Houston was hot, hot and more hotter, humidity and all, when Richard Foster called me one evening and said we should go out to Lake Houston, rent us a boat and try and catch some bass. A little background, the next week, the summer of 1958, I would be going to ROTC summer camp and the week after that, Richard, a newly commissioned 2/Lt. would be reporting to a basic training company at Ft. Hood.

In Richard’s jeep, the next morning, before the sun was up, we pulled into the parking lot of the main bait camp at the lake. For $2.00, a princely sum then, we rented a 14-foot boat, then attached my 5-horse motor, loaded our gear and were off. Just as the sun was coming up, our first stop was at a likely looking point and dragging our artificials, we were using Bomber baits, the first bait that under the water would crawl down a slope.

Richard connected first, a 2 pounder that jumped twice and it wasn’t long until I duplicated his feat. Lake Houston, at the time a 5, year old impoundment on the San Jacinto River, northeast of Houston, was the city’s primary water supply, now this has been supplanted by Lake Livingston. Lake Houston was about 15 miles, as the crow flies, from San Jacinto Battleground, where Sam Houston and his small band of Texians whipped Santa Anna. More casts and no luck, so we moved along to another likely looking place.
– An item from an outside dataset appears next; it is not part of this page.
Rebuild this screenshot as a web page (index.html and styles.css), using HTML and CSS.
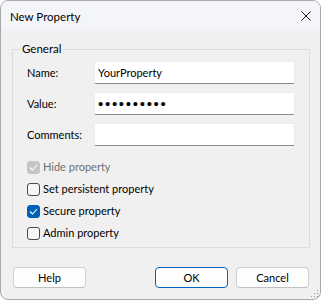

This one was along a bank that we could drift down, we hadn’t thought about a trolling motor back then and changing baits to a Pico Perch, an under water bait that you could vary the retrieve and it would change depths. We were using a medium retrieve that would run the bait at about 2-3 feet and we hit the fish here. Connecting first, I landed an estimated 3 pounder and on to my stringer it went, then Richard nailed another 2 pounder. Several fish later, the action stopped.

The sun was well up, probably around 8:30, so we switched baits to yellow, Piggy Boats, this spinner bait has been around since I started bass fishing in 1950. The company was bought out by H & H Company, but is now owned by Academy, a regional sporting goods company. This change of baits worked well for us and we picked up 4 more bass.

It was getting steamy so we motored on in, cleaned the fish and headed back home toward southwest Houston. Back then, we didn’t have fish finders, trolling motors, live wells to keep the fish in, fancy baits that would run at certain depths, but we still caught fish. In fact, TV was still in its infancy, no PC’s, no cell phones, no internet, no freeways, but we still made do!